GOAL: Say how many lines contain the word "index". Only the number should be given.

··········

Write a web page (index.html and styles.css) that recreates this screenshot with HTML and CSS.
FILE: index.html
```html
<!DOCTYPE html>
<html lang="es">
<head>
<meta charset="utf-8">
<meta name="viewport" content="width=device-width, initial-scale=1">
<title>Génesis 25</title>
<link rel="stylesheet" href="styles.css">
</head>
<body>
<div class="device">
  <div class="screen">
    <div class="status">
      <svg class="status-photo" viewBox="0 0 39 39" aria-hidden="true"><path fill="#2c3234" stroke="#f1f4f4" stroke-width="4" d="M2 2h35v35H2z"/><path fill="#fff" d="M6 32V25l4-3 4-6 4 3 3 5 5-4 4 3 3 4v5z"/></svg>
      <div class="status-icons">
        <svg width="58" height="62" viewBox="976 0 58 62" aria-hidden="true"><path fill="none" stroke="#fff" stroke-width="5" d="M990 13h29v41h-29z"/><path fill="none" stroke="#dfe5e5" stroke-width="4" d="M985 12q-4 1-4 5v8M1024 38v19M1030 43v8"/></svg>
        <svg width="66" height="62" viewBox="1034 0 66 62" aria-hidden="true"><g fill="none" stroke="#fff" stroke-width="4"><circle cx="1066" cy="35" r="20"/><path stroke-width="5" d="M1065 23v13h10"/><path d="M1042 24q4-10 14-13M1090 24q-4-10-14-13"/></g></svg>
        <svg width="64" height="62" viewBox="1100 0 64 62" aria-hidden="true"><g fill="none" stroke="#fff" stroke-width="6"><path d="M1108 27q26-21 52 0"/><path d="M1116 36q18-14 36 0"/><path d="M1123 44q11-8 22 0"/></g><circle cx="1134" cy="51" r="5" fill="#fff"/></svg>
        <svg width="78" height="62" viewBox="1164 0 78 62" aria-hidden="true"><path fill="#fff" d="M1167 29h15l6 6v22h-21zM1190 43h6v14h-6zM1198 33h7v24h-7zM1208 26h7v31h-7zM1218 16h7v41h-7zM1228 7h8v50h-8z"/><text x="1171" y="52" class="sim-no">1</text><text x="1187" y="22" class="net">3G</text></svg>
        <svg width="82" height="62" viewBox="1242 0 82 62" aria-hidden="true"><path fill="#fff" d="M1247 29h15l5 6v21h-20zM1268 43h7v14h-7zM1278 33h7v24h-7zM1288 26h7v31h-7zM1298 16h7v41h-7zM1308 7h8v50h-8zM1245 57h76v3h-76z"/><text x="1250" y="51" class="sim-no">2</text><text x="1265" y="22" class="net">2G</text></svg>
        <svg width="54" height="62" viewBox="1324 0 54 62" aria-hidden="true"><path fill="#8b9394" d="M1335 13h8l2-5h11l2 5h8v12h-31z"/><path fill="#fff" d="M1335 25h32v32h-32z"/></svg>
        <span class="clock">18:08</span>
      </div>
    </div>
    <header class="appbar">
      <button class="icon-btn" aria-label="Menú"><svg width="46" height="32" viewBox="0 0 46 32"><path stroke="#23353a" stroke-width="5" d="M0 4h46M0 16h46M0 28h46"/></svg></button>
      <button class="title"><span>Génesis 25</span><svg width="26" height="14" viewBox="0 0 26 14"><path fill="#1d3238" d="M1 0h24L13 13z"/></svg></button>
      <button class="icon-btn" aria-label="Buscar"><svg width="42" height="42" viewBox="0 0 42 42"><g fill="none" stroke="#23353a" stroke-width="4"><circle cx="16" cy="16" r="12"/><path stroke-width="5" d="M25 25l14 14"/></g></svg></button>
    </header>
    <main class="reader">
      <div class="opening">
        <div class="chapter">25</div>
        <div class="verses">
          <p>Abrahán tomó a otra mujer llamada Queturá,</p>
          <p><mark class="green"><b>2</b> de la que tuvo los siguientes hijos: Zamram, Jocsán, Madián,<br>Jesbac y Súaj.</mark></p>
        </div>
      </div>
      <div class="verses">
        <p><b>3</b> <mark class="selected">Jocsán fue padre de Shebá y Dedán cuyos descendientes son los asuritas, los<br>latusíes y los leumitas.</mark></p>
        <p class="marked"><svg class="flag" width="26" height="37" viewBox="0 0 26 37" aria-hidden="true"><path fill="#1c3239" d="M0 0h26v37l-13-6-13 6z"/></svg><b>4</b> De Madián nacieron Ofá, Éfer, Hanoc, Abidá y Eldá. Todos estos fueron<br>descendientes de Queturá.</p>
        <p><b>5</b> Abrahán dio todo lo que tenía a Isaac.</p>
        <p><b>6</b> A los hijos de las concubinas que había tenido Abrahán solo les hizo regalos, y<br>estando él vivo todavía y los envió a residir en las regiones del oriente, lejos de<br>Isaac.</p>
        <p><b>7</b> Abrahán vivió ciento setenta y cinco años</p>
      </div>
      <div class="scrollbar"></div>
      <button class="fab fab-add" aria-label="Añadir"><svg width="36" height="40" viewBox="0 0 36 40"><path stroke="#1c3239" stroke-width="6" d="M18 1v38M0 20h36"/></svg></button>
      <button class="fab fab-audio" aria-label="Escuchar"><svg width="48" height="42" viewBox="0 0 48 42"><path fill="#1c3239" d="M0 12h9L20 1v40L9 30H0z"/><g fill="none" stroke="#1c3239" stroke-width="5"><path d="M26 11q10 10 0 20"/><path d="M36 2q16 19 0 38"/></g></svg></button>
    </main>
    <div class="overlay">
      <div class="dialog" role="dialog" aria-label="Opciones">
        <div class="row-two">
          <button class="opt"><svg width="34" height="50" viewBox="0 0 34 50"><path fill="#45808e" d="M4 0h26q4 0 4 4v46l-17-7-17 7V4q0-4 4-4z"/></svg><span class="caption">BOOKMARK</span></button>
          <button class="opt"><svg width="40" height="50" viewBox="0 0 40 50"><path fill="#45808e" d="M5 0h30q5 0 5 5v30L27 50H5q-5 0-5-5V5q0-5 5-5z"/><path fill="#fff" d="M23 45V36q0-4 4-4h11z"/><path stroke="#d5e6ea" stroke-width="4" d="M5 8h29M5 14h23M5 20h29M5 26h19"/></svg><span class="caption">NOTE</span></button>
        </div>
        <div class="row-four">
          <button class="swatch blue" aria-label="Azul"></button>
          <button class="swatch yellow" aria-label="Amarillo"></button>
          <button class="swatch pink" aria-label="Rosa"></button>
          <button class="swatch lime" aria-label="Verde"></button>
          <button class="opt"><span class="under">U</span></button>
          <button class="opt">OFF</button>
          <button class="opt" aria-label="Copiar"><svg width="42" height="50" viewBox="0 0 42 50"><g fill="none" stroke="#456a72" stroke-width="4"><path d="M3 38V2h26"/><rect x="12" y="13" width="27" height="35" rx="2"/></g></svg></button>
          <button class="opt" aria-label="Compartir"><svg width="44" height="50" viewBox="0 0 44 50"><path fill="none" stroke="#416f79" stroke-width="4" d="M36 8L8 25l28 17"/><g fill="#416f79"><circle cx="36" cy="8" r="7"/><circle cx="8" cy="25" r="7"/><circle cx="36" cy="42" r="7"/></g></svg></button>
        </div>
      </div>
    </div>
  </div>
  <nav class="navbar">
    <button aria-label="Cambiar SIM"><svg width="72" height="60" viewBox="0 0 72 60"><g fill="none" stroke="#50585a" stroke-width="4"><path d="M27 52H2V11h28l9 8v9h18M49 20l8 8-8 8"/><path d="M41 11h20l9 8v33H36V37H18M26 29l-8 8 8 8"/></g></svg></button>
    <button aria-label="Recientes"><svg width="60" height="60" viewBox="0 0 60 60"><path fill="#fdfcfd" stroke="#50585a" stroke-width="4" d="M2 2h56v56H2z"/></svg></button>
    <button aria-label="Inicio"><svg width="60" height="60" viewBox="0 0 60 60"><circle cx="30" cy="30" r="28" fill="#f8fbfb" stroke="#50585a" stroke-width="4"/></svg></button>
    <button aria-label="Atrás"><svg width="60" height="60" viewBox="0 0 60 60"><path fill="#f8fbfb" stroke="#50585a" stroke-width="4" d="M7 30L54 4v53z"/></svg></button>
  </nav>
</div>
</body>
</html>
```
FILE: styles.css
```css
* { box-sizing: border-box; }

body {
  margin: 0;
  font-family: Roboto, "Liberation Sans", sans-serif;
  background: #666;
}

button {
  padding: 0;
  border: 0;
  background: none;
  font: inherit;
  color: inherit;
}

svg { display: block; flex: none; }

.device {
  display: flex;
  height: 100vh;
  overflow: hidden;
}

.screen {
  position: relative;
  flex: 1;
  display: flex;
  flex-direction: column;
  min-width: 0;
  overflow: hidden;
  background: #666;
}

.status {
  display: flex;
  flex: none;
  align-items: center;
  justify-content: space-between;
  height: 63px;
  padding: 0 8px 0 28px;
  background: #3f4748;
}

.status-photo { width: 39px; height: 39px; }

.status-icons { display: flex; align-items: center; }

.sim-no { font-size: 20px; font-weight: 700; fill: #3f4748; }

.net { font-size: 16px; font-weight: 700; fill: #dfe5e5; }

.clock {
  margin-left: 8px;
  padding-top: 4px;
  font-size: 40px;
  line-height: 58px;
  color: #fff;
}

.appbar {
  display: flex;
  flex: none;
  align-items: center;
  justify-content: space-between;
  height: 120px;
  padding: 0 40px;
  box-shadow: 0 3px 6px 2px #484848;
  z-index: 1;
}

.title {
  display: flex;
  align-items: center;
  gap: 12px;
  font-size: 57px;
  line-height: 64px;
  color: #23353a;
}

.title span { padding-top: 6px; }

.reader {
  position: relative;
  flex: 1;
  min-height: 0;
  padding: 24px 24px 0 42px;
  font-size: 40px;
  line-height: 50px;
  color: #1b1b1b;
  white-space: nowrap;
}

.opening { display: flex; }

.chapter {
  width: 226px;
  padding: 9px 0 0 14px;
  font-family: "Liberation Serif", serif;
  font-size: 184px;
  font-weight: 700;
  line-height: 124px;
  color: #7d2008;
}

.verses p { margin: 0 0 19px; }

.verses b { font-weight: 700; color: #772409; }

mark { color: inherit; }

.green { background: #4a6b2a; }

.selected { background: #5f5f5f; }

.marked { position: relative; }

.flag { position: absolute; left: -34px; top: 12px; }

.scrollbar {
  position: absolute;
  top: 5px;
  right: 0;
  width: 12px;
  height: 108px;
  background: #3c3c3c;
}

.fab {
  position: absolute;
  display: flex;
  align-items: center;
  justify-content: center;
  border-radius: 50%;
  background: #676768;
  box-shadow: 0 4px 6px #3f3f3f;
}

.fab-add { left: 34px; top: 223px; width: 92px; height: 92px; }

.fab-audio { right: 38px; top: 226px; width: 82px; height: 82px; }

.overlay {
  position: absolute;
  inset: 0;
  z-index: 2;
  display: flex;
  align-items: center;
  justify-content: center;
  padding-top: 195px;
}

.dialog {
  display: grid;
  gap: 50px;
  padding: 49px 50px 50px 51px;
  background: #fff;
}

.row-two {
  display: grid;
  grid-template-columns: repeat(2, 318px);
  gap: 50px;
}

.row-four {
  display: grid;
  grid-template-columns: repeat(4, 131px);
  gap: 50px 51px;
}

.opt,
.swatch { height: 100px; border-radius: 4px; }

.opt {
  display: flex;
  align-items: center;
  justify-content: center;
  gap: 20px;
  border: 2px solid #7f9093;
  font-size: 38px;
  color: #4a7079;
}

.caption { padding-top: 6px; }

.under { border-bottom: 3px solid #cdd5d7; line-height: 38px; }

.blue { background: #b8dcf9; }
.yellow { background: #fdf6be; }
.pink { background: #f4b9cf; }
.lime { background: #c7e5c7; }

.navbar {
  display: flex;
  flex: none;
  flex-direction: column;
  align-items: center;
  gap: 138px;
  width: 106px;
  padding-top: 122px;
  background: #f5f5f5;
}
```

··········

SOLUTION BELOW: 4